>> Begin

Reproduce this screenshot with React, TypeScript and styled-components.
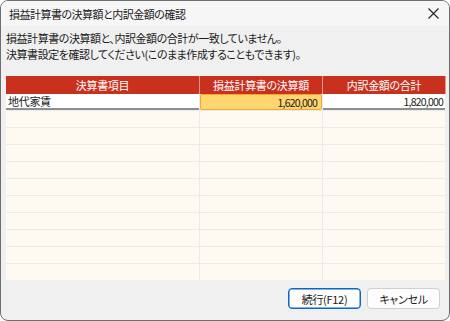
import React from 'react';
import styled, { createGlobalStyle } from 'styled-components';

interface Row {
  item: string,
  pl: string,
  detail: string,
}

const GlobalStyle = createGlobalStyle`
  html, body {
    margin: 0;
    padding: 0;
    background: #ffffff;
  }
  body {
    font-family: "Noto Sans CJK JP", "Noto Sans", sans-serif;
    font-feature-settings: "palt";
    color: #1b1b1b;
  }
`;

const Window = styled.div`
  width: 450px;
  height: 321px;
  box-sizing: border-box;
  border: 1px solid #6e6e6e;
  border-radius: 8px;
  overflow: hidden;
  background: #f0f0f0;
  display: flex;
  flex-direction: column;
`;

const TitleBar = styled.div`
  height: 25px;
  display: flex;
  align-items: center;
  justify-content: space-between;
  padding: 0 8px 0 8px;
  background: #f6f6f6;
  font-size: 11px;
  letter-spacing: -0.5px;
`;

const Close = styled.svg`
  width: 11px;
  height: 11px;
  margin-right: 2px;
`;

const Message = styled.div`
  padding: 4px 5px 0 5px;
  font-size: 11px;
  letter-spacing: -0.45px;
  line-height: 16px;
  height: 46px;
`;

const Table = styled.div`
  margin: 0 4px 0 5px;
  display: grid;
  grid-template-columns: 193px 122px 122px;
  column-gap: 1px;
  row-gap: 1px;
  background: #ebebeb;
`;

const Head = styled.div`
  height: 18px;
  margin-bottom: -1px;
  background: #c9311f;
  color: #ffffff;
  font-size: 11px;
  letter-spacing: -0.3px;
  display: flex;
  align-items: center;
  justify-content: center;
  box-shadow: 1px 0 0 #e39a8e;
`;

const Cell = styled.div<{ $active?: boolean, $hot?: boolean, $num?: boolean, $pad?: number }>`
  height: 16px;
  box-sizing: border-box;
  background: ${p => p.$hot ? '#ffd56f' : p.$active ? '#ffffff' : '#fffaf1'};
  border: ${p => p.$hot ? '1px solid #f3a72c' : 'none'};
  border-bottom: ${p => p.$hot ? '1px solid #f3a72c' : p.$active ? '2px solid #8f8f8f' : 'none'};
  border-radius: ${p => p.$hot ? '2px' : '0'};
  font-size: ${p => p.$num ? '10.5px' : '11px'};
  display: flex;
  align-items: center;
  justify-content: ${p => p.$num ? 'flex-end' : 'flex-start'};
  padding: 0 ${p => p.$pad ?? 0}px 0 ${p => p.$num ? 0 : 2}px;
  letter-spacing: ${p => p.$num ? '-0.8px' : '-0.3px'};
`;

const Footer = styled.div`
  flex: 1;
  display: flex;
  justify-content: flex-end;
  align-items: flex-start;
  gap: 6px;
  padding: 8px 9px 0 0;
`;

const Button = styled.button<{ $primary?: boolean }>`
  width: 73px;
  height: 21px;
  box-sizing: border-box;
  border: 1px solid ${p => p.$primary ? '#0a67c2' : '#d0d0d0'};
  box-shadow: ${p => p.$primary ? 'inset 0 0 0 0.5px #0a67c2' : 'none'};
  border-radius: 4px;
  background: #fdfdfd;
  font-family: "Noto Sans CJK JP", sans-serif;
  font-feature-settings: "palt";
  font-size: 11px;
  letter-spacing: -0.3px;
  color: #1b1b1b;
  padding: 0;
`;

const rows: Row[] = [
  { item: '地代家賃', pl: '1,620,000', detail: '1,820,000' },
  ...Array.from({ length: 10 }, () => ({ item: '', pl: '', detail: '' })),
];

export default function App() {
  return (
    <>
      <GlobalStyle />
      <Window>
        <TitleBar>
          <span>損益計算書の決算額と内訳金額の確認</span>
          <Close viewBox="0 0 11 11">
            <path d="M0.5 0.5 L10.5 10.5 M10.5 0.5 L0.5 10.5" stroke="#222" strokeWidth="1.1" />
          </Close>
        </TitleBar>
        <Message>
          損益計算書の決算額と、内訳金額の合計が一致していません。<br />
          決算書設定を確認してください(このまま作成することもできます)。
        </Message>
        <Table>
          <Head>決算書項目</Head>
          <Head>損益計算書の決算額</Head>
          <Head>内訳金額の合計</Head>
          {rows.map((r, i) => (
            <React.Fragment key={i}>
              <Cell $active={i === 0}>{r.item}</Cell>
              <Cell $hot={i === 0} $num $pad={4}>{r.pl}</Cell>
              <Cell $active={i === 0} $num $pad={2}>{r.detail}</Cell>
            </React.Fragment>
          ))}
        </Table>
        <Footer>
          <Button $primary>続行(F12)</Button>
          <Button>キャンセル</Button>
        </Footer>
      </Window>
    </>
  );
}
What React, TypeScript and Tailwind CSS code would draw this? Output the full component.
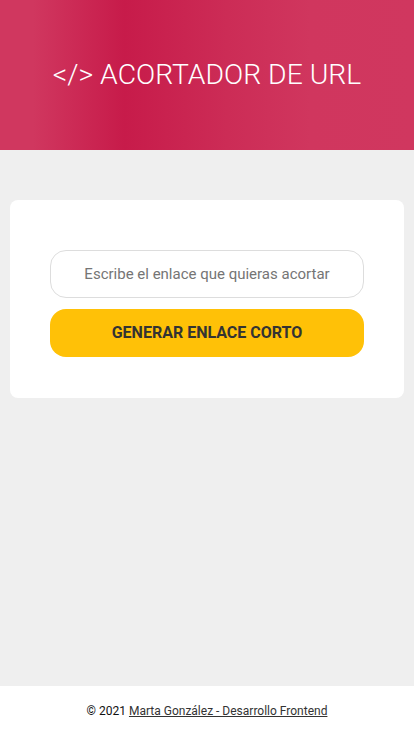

>> End

AIM OF THE EXERCISE: Reproduce the whole listing word for word, setting aside any pictures.

FINISHED ANSWER:
Reproduce this screenshot with React, TypeScript and styled-components.
import React from 'react';
import styled, { createGlobalStyle } from 'styled-components';

interface Row {
  item: string,
  pl: string,
  detail: string,
}

const GlobalStyle = createGlobalStyle`
  html, body {
    margin: 0;
    padding: 0;
    background: #ffffff;
  }
  body {
    font-family: "Noto Sans CJK JP", "Noto Sans", sans-serif;
    font-feature-settings: "palt";
    color: #1b1b1b;
  }
`;

const Window = styled.div`
  width: 450px;
  height: 321px;
  box-sizing: border-box;
  border: 1px solid #6e6e6e;
  border-radius: 8px;
  overflow: hidden;
  background: #f0f0f0;
  display: flex;
  flex-direction: column;
`;

const TitleBar = styled.div`
  height: 25px;
  display: flex;
  align-items: center;
  justify-content: space-between;
  padding: 0 8px 0 8px;
  background: #f6f6f6;
  font-size: 11px;
  letter-spacing: -0.5px;
`;

const Close = styled.svg`
  width: 11px;
  height: 11px;
  margin-right: 2px;
`;

const Message = styled.div`
  padding: 4px 5px 0 5px;
  font-size: 11px;
  letter-spacing: -0.45px;
  line-height: 16px;
  height: 46px;
`;

const Table = styled.div`
  margin: 0 4px 0 5px;
  display: grid;
  grid-template-columns: 193px 122px 122px;
  column-gap: 1px;
  row-gap: 1px;
  background: #ebebeb;
`;

const Head = styled.div`
  height: 18px;
  margin-bottom: -1px;
  background: #c9311f;
  color: #ffffff;
  font-size: 11px;
  letter-spacing: -0.3px;
  display: flex;
  align-items: center;
  justify-content: center;
  box-shadow: 1px 0 0 #e39a8e;
`;

const Cell = styled.div<{ $active?: boolean, $hot?: boolean, $num?: boolean, $pad?: number }>`
  height: 16px;
  box-sizing: border-box;
  background: ${p => p.$hot ? '#ffd56f' : p.$active ? '#ffffff' : '#fffaf1'};
  border: ${p => p.$hot ? '1px solid #f3a72c' : 'none'};
  border-bottom: ${p => p.$hot ? '1px solid #f3a72c' : p.$active ? '2px solid #8f8f8f' : 'none'};
  border-radius: ${p => p.$hot ? '2px' : '0'};
  font-size: ${p => p.$num ? '10.5px' : '11px'};
  display: flex;
  align-items: center;
  justify-content: ${p => p.$num ? 'flex-end' : 'flex-start'};
  padding: 0 ${p => p.$pad ?? 0}px 0 ${p => p.$num ? 0 : 2}px;
  letter-spacing: ${p => p.$num ? '-0.8px' : '-0.3px'};
`;

const Footer = styled.div`
  flex: 1;
  display: flex;
  justify-content: flex-end;
  align-items: flex-start;
  gap: 6px;
  padding: 8px 9px 0 0;
`;

const Button = styled.button<{ $primary?: boolean }>`
  width: 73px;
  height: 21px;
  box-sizing: border-box;
  border: 1px solid ${p => p.$primary ? '#0a67c2' : '#d0d0d0'};
  box-shadow: ${p => p.$primary ? 'inset 0 0 0 0.5px #0a67c2' : 'none'};
  border-radius: 4px;
  background: #fdfdfd;
  font-family: "Noto Sans CJK JP", sans-serif;
  font-feature-settings: "palt";
  font-size: 11px;
  letter-spacing: -0.3px;
  color: #1b1b1b;
  padding: 0;
`;

const rows: Row[] = [
  { item: '地代家賃', pl: '1,620,000', detail: '1,820,000' },
  ...Array.from({ length: 10 }, () => ({ item: '', pl: '', detail: '' })),
];

export default function App() {
  return (
    <>
      <GlobalStyle />
      <Window>
        <TitleBar>
          <span>損益計算書の決算額と内訳金額の確認</span>
          <Close viewBox="0 0 11 11">
            <path d="M0.5 0.5 L10.5 10.5 M10.5 0.5 L0.5 10.5" stroke="#222" strokeWidth="1.1" />
          </Close>
        </TitleBar>
        <Message>
          損益計算書の決算額と、内訳金額の合計が一致していません。<br />
          決算書設定を確認してください(このまま作成することもできます)。
        </Message>
        <Table>
          <Head>決算書項目</Head>
          <Head>損益計算書の決算額</Head>
          <Head>内訳金額の合計</Head>
          {rows.map((r, i) => (
            <React.Fragment key={i}>
              <Cell $active={i === 0}>{r.item}</Cell>
              <Cell $hot={i === 0} $num $pad={4}>{r.pl}</Cell>
              <Cell $active={i === 0} $num $pad={2}>{r.detail}</Cell>
            </React.Fragment>
          ))}
        </Table>
        <Footer>
          <Button $primary>続行(F12)</Button>
          <Button>キャンセル</Button>
        </Footer>
      </Window>
    </>
  );
}
What React, TypeScript and Tailwind CSS code would draw this? Output the full component.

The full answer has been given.